De Gaulle vivant, notre dernière bataille fut le malencontreux référendum du 27 avril 1969. Nous n’y croyons pas mais espérions, contre toute raison, un succès. L’opposition des divers groupes d’intérêt était trop forte, le texte trop long, trop compliqué. On a pensé que le Général voulait supprimer le Sénat, alors qu’il s’agissait de le transformer et le rendre plus représentatif des forces vives de la nation. C’était une première tentative de régionalisation et ce fut l’échec.
Après le départ du Général, notre association change de nom et se transforme en Association pour la fidélité au général de Gaulle. Pierre Lefranc et Olivier Germain-Thomas créent un Centre de recherches et d’études, lequel servira de base à l’Institut Charles de Gaulle, dont les premiers membres et le premier président, André Malraux, sont désignés par le général de Gaulle peu de temps avant sa mort.

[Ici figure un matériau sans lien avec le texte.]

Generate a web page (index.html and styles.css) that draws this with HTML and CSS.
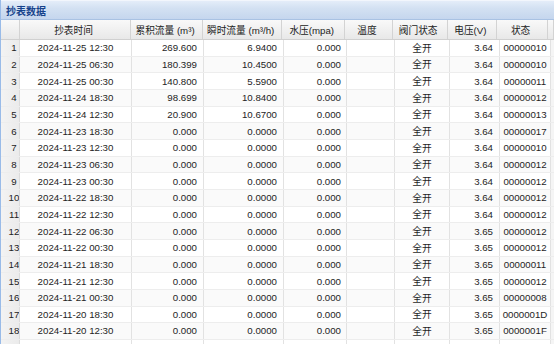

Une fois encore, le 12 novembre 1970, nous nous sommes rassemblés pour entourer la dépouille du Général. Une dizaine de cars nous embarquent comme d’habitude place de la Concorde. Il fait très beau et très froid, la tristesse nous submerge. Rie ne sera plus pareil.
L’Institut et la Fondation, installés dans notre vieil immeuble, organisent des débats, des conférences et déplacements et s’emploient à toucher un nouveau et jeune public avec les « Amis ». Ainsi, s’efforcent-ils avec succès de continuer à faire vivre et mieux connaître le général de Gaulle.
*NDLR : Simone Bruneau, qui vient de nous quitter, a occupé pendant de longues années des fonctions de secrétaire au RPF auprès du général de Gaulle, qui l’a tenait en haute estime.